Hidupnya susah sukses, Mario Teguh mengiyakan.

3. Saya sependapat dengan para dokters disini bahwa gay bukan penyakit ini 
adalah penyimpangan perilaku;
menyimpang dari yg mana , tergantung norma setempat yg menjabarkan?
Soalnya kalo sakit menurut saya pasti ada obatnya, beli di apotek, di rumah 
obat dan bisa sembuh.
:-)

4. Jika dikaitkan dengan agama ; Agama kan masalah yg privat[ bagi saya] ini 
adalah hubungan kita dengan Gusti Pangeran, Tete Manise.
Yg simpel saja, kalo kita nggak ngember alias diam saja, solat di masjid tanpa 
wudhu, sapa sih yg tahu?
Kita buang angin, trus nggak ambil air wudhu lagi juga sapa yg tahu. Kecuali 
Allah SWT. Tul tak.
Begitu juga orang2 yg dianggap berdosa, kalo dia nggak bekoar-koar, dia PD 
dengan kondisinya-pilihannya mana ada sih yg tahu???

5. Kecuali kalo dah menyangkut dengan pihak lain : kejahatan.
Tapi kejahatan kan bisa saja dilakukan semua orang yg tidak gay sekalipun.
Bagi saya lebih simpati pada gay yg bisa memberi lapangan pekerjaan pada banyak 
orang daripada para moralis yg cuma bisa 
bekoar-koar: dosa- masuk neraka.

Salam, 
l.meilany


  ----- Original Message ----- 
  From: Herni Sri Nurbayanti 
  To: wanita-muslimah@yahoogroups.com 
  Sent: Saturday, March 21, 2009 11:11 PM
  Subject: [wanita-muslimah] Re: [Telah Terbit] Buku True Story Seorang Gay


  Mbak Mei, apa kabar? :-)

  Saya teringat debat di milis islamlib. Kalau tidak salah, bertepatan juga 
dengan terbitnya jurnal perempuan edisi yg mengupas isu LGBTIQ ini. Waktu itu, 
ada debat di antara kaum liberalnya sendiri. Ulil pernah mengatakan bahwa dia 
gak berani mengkaji teks qur'an utk menjustifikasi kaum ini. Dia bilang, dia 
sepakat bahwa text itu multi-interpretasi, seperti karet yg bisa direnggangkan. 
Tapi, kalau terlalu direnggangkan, teks itu, layaknya karet, bisa putus... 
simplenya gitu :) Memang teks Qur'an tentang LGBTIQ, pada titik tertentu, 
terbatas. Sementara kaum liberal lain, memilih utk merenggangkan teks itu utk 
menjadi pembacaan baru thd teks (baca: justifikasi), mencari akar sejarahnya di 
masyarakat Islam juga. Benarkan kalau saya salah, tapi yg saya tangkap 
diskusinya sih begitu.

  Jadi, perlindungan thd kaum LGBTIQ ini tidak perlu mendasarkan pada 
interpretasi teks qur'an thd isu ini secara khusus, cukuplah berdasarkan 
penghargaan terhadap manusia sehingga hak2 mereka sbg warga negara dipenuhi. 
Tidak semua bisa dan harus diselesaikan di ranah agama. Makanya saya tanya sama 
mbak lina, persoalannya mau dikaitkan di ranah apa? Kalau mau dikaitkan dng 
ranah agama, ya debat dng pak abdul muiz itu. Tapi kalau kita bicara di level 
kebijakan publik, nah itu baru saya bisa ikutan :) Kita bicara soal parameter 
obyektif. Karena hukum sbg sebuah kebijakan memang perlu parameter2 obyektif :)
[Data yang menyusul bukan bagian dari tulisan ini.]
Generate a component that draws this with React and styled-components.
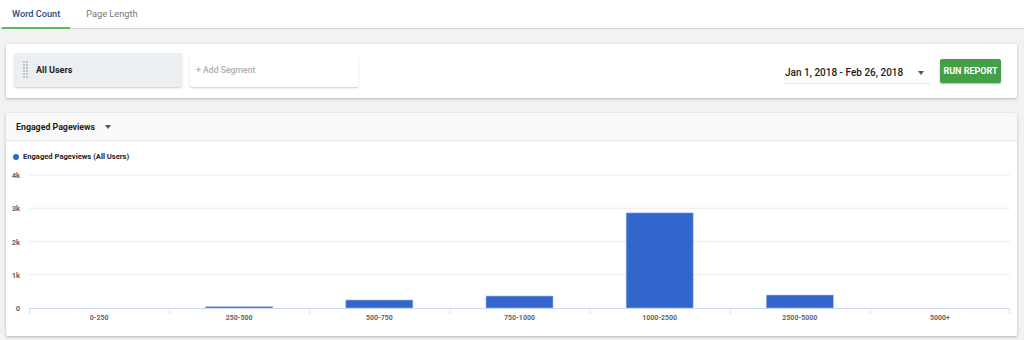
import React from 'react';
import styled, { createGlobalStyle } from 'styled-components';

const GlobalStyle = createGlobalStyle`
    html, body {
        margin: 0;
        padding: 0;
        background: #f2f2f2;
        font-family: Roboto, "Liberation Sans", Arial, sans-serif;
    }
`;

const Page = styled.div`
    width: 1024px;
    height: 340px;
    overflow: hidden;
    background: #f2f2f2;
`;

const TabBar = styled.div`
    display: flex;
    height: 28px;
    padding-left: 2px;
    background: #fff;
    border-bottom: 1px solid #d6d6d6;
`;

const Tab = styled.div`
    display: flex;
    align-items: center;
    padding: 0 10px;
    margin-right: 6px;
    white-space: nowrap;
    font-size: 9.2px;
    font-weight: ${({active}) => active ? 500 : 400};
    color: ${({active}) => active ? '#2b4a78' : '#777'};
    border-bottom: 2px solid ${({active}) => active ? '#5cb85c' : 'transparent'};
    margin-bottom: -1px;
`;

const Content = styled.div`
    padding: 15px 7px 0 6px;
    display: flex;
    flex-direction: column;
    gap: 15px;
`;

const Card = styled.div`
    background: #fff;
    box-shadow: 0 1px 3px rgba(0, 0, 0, .25);
    border-radius: 2px;
`;

const SegmentCard = styled(Card)`
    height: 54px;
    box-sizing: border-box;
    padding: 9px 16px 0 8px;
    display: flex;
    align-items: flex-start;
`;

const Chip = styled.div`
    width: 168px;
    height: 34px;
    box-sizing: border-box;
    display: flex;
    align-items: center;
    gap: 8px;
    padding-left: ${({filled}) => filled ? '9px' : '6px'};
    margin-right: 8px;
    white-space: nowrap;
    background: ${({filled}) => filled ? '#eceff2' : '#fff'};
    box-shadow: 0 1px 2px rgba(0, 0, 0, .2);
    border-radius: 2px;
    font-size: ${({filled}) => filled ? '9px' : '8.7px'};
    font-weight: ${({filled}) => filled ? 700 : 500};
    color: ${({filled}) => filled ? '#222' : '#b0b0b0'};
`;

const Handle = styled.div`
    width: 5px;
    height: 18px;
    background-image: radial-gradient(circle at 1px 1px, #c2c2c2 0.7px, transparent 1px);
    background-size: 3px 3px;
`;

const Spacer = styled.div`
    flex: 1;
`;

const DatePicker = styled.div`
    margin-top: 9px;
    width: 147px;
    height: 22px;
    box-sizing: border-box;
    display: flex;
    align-items: center;
    justify-content: space-between;
    padding: 0 6px 0 2px;
    white-space: nowrap;
    border-bottom: 1px solid #e6e6e6;
    font-size: 10px;
    font-weight: 500;
    color: #222;
`;

const Caret = styled.span`
    width: 0;
    height: 0;
    border-left: 3.5px solid transparent;
    border-right: 3.5px solid transparent;
    border-top: 4px solid #555;
`;

const RunButton = styled.button`
    margin: 6px 0 0 10px;
    width: 61px;
    height: 24px;
    padding: 0;
    border: none;
    border-radius: 2px;
    background: #43a047;
    color: #fff;
    font-family: Roboto, "Liberation Sans", Arial, sans-serif;
    font-size: 9px;
    font-weight: 700;
    white-space: nowrap;
    box-shadow: 0 1px 2px rgba(0, 0, 0, .3);
`;

const ChartCard = styled(Card)`
    height: 223px;
    overflow: hidden;
`;

const ChartHeader = styled.div`
    height: 27px;
    display: flex;
    align-items: center;
    gap: 10px;
    padding-left: 10px;
    background: #fafafa;
    border-bottom: 1px solid #e3e3e3;
    font-size: 8.8px;
    font-weight: 700;
    color: #222;
`;

const Legend = styled.div`
    display: flex;
    align-items: center;
    gap: 4px;
    padding: 9px 0 0 7px;
    height: 13px;
    font-size: 7.6px;
    font-weight: 700;
    color: #222;
`;

const Dot = styled.span`
    width: 6px;
    height: 6px;
    border-radius: 50%;
    background: #3366cc;
`;

const categories = [
    { label: '0-250', value: 0 },
    { label: '250-500', value: 40 },
    { label: '500-750', value: 240 },
    { label: '750-1000', value: 360 },
    { label: '1000-2500', value: 2860 },
    { label: '2500-5000', value: 390 },
    { label: '5000+', value: 0 },
];

const X0 = 23;
const X1 = 1004;
const Y0 = 145;
const PER_K = 33.25;

const Chart = () => {
    const step = (X1 - X0) / categories.length;
    return (
        <svg width="1011" height="173" style={{ display: 'block' }}>
            {[4, 3, 2, 1].map(k => (
                <line key={k} x1={X0} x2={X1} y1={Y0 - k * PER_K} y2={Y0 - k * PER_K}
                      stroke="#ebebeb" strokeWidth="1"/>
            ))}
            {[0, 1, 2, 3, 4].map(k => (
                <text key={k} x="14" y={Y0 - k * PER_K + 3} textAnchor="end"
                      fontSize="7.5" fontWeight="700" fill="#666"
                      fontFamily="Roboto, Arial, sans-serif">
                    {k === 0 ? '0' : `${k}k`}
                </text>
            ))}
            {categories.map((c, i) => {
                const cx = X0 + step * (i + 0.5);
                const h = c.value / 1000 * PER_K;
                return (
                    <g key={c.label}>
                        {h > 0 && (
                            <rect x={cx - 33.5} y={Y0 - h} width="67" height={h}
                                  fill="#3366cc" stroke="#9bb8ee" strokeWidth="0.6"/>
                        )}
                        <text x={cx} y="157" textAnchor="middle" fontSize="7"
                              fontWeight="700" fill="#666"
                              fontFamily="Roboto, Arial, sans-serif">
                            {c.label}
                        </text>
                    </g>
                );
            })}
            <line x1={X0} x2={X1} y1={Y0 + 0.5} y2={Y0 + 0.5} stroke="#cdd6f2" strokeWidth="1"/>
            {categories.map((c, i) => (
                <line key={i} x1={X0 + step * i + 0.5} x2={X0 + step * i + 0.5}
                      y1={Y0} y2={Y0 + 6} stroke="#d8def2" strokeWidth="1"/>
            ))}
            <line x1={X1 - 0.5} x2={X1 - 0.5} y1={Y0} y2={Y0 + 6} stroke="#d8def2" strokeWidth="1"/>
        </svg>
    );
};

const App = () => (
    <Page>
        <GlobalStyle/>
        <TabBar>
            <Tab active>Word Count</Tab>
            <Tab>Page Length</Tab>
        </TabBar>
        <Content>
            <SegmentCard>
                <Chip filled>
                    <Handle/>
                    All Users
                </Chip>
                <Chip>+ Add Segment</Chip>
                <Spacer/>
                <DatePicker>
                    <span>Jan 1, 2018 - Feb 26, 2018</span>
                    <Caret/>
                </DatePicker>
                <RunButton>RUN REPORT</RunButton>
            </SegmentCard>
            <ChartCard>
                <ChartHeader>
                    Engaged Pageviews
                    <Caret/>
                </ChartHeader>
                <Legend>
                    <Dot/>
                    Engaged Pageviews (All Users)
                </Legend>
                <Chart/>
            </ChartCard>
        </Content>
    </Page>
);

export default App;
  Terus terang, saya sependapat ma Ulil, hehehe. Secara personal, there is no 
way that I would change to LGBTIQ. Saya bukan tipe yg sok2 advokasi hak2 LGBTIQ 
tapi sebenarnya jauh di dalam heteroseksual abis :) Mending jujur ngaku, 
fundamentalis monogamist, heteroseksual :) Tapi menurut saya, orang perlu 
dihargai atas pilihannya, asal dia tidak merugikan orang lain. Dan buat saya, 
ini parameter pribadi saya utk bergaul. Sama halnya dng persoalan 
fundamentalis, bukan soal islamnya, misal pun kresten atau yahudi 
fundamentalis, sudah bisa dipastikan cara berpikirnya gak akan ketemu :)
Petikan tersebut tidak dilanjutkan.